The development corporation’s senior vice president of communications, A.J. Carter, would not comment on the matter. “It’s something we’ll respond to in the proper forum, which is in court,” Carter said.
In her decision, Kornreich enumerated exceptions to the inter- or intra-agency exemption. “A document that has been disclosed to a third party, outside of the agency or agencies, generally is not covered by the agency exemption,” she wrote.
The judge denied the validity of ESDC’s claim that there was a “Chinese wall,” or ethical barrier, between the consultant’s work for Columbia and for ESDC. But ESDC’s appeal of the Tuck-It-Away decision maintains that “despite its role in the City’s environmental review process, AKRF is not Columbia’s advocate and thus does not represent its own or Columbia’s interest.”

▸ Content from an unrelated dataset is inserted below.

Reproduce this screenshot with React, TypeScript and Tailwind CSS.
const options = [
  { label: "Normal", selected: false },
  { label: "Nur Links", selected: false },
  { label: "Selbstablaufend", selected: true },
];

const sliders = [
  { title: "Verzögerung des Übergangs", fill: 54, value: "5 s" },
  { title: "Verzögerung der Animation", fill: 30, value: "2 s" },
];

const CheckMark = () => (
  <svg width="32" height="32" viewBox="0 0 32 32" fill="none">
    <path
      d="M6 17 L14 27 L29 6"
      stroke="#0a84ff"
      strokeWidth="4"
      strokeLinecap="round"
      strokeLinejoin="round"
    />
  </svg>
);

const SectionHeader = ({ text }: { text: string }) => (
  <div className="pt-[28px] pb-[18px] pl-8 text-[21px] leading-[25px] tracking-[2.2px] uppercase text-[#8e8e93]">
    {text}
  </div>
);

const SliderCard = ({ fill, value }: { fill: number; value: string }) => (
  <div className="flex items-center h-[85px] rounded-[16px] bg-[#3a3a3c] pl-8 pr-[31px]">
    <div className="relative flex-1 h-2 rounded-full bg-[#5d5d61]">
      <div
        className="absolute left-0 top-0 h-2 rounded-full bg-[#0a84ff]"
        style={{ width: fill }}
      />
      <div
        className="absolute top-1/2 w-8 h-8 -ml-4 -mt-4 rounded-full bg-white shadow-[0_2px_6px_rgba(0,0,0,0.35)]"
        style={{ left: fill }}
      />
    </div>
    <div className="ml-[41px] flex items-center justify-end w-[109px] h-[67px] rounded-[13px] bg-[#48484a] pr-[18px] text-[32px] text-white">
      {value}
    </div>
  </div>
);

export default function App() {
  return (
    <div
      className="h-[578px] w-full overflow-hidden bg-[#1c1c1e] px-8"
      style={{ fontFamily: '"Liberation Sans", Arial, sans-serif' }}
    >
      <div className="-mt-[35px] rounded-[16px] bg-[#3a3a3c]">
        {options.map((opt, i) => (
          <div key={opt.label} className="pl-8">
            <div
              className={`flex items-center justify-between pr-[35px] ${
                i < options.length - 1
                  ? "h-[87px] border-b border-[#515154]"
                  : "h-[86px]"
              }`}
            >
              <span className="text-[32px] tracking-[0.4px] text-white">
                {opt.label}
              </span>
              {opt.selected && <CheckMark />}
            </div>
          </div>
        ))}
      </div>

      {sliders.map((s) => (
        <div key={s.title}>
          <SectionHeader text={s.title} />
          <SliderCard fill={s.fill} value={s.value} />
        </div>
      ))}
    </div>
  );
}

“We’re saying no, Columbia hired AKRF for multiple services and representation in connection with the project,” says attorney van Buren.

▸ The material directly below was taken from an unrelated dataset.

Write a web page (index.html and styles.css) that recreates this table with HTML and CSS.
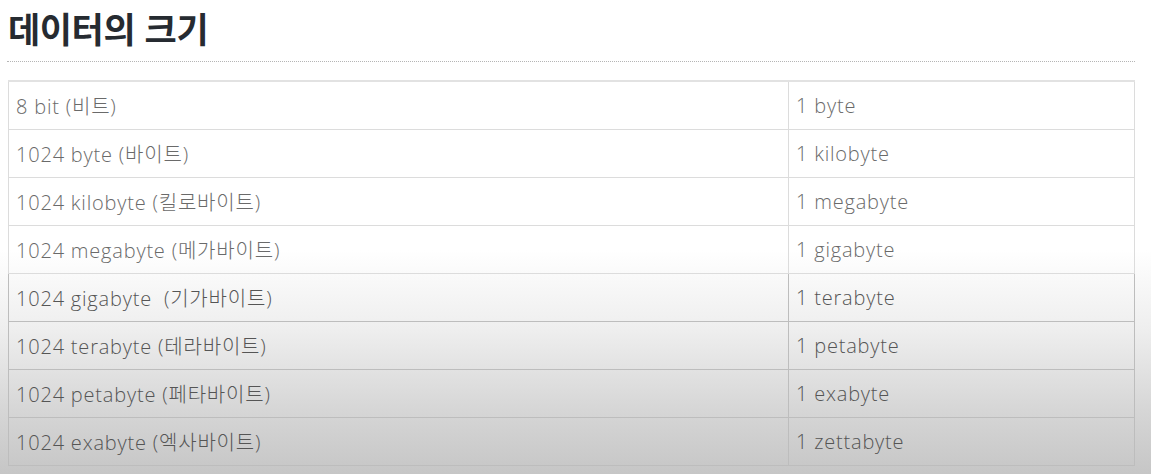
FILE: index.html
```html
<!DOCTYPE html>
<html lang="ko">
<head>
  <meta charset="UTF-8">
  <title>데이터의 크기</title>
  <link rel="stylesheet" href="styles.css">
</head>
<body>
  <div class="post">
    <h2 class="post-title">데이터의 크기</h2>
    <hr class="divider">
    <table class="size-table">
      <tr><td>8 bit (비트)</td><td>1 byte</td></tr>
      <tr><td>1024 byte (바이트)</td><td>1 kilobyte</td></tr>
      <tr><td>1024 kilobyte (킬로바이트)</td><td>1 megabyte</td></tr>
      <tr><td>1024 megabyte (메가바이트)</td><td>1 gigabyte</td></tr>
      <tr><td>1024 gigabyte&nbsp; (기가바이트)</td><td>1 terabyte</td></tr>
      <tr><td>1024 terabyte (테라바이트)</td><td>1 petabyte</td></tr>
      <tr><td>1024 petabyte (페타바이트)</td><td>1 exabyte</td></tr>
      <tr><td>1024 exabyte (엑사바이트)</td><td>1 zettabyte</td></tr>
    </table>
  </div>
</body>
</html>
```

FILE: styles.css
```css
html, body {
  height: 100%;
}
body {
  margin: 0;
  font-family: "Noto Sans CJK KR", "Noto Sans", sans-serif;
  background: linear-gradient(to bottom, #ffffff 0px, #ffffff 250px, #eeeeee 330px, #d6d6d6 410px, #c6c6c6 474px);
  color: #666;
}
.post {
  padding: 0 16px 0 8px;
}
.post-title {
  margin: 0;
  padding-top: 6px;
  font-size: 35px;
  line-height: 44px;
  font-weight: 700;
  color: #262b31;
  letter-spacing: -0.4px;
}
.divider {
  margin: 11px 0 18px -1px;
  border: none;
  border-top: 1px dotted #b5b5b5;
  height: 0;
}
.size-table {
  width: 100%;
  border-collapse: collapse;
  border-top: 2px solid #e2e2e2;
}
.size-table td {
  height: 47px;
  padding: 0 7px;
  border: 1px solid #dcdcdc;
  font-family: "Open Sans", "Noto Sans CJK KR", sans-serif;
  font-size: 20px;
  font-weight: 300;
  letter-spacing: 0.8px;
  color: #6a6a6a;
}
.size-table td:first-child {
  width: 765px;
}
.size-table tr:nth-child(n+5) td {
  border-color: #bdbdbd;
  color: #555;
}
```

Kornreich agreed, writing, “The rationale for the consultant exception falls apart where the consultant acts “in their own interest or on the behalf of any interest or on behalf of any person or group whose interest might be affected by the Government action addressed by the consultant,” quoting Department of the Interior et al. v. Klamath Water Users Protective Association, a Supreme Court case that formed the basis of her decision.
“Any doubts about the neutrality of AKRF must be resolved in favor of disclosure,” read the decision.
Bob Freeman, executive director of New York state’s Committee on Open Government, thought Kornreich made the right call. “The reasoning seems to be appropriate,” said Freeman, though he found it odd that the judge cited federal Freedom of Information law as precedent when there are state laws she could have relied on. It’s an interesting case but not necessarily a groundbreaking one, he said.
Siegel thinks this could play a part in changing the tenor of the city’s frequent land-use fights, however. Development projects are too often a David and Goliath matter, he said. “The playing field is not even. What FOIL does, it gives the David a slingshot with regards to getting information that the community’s entitled to.”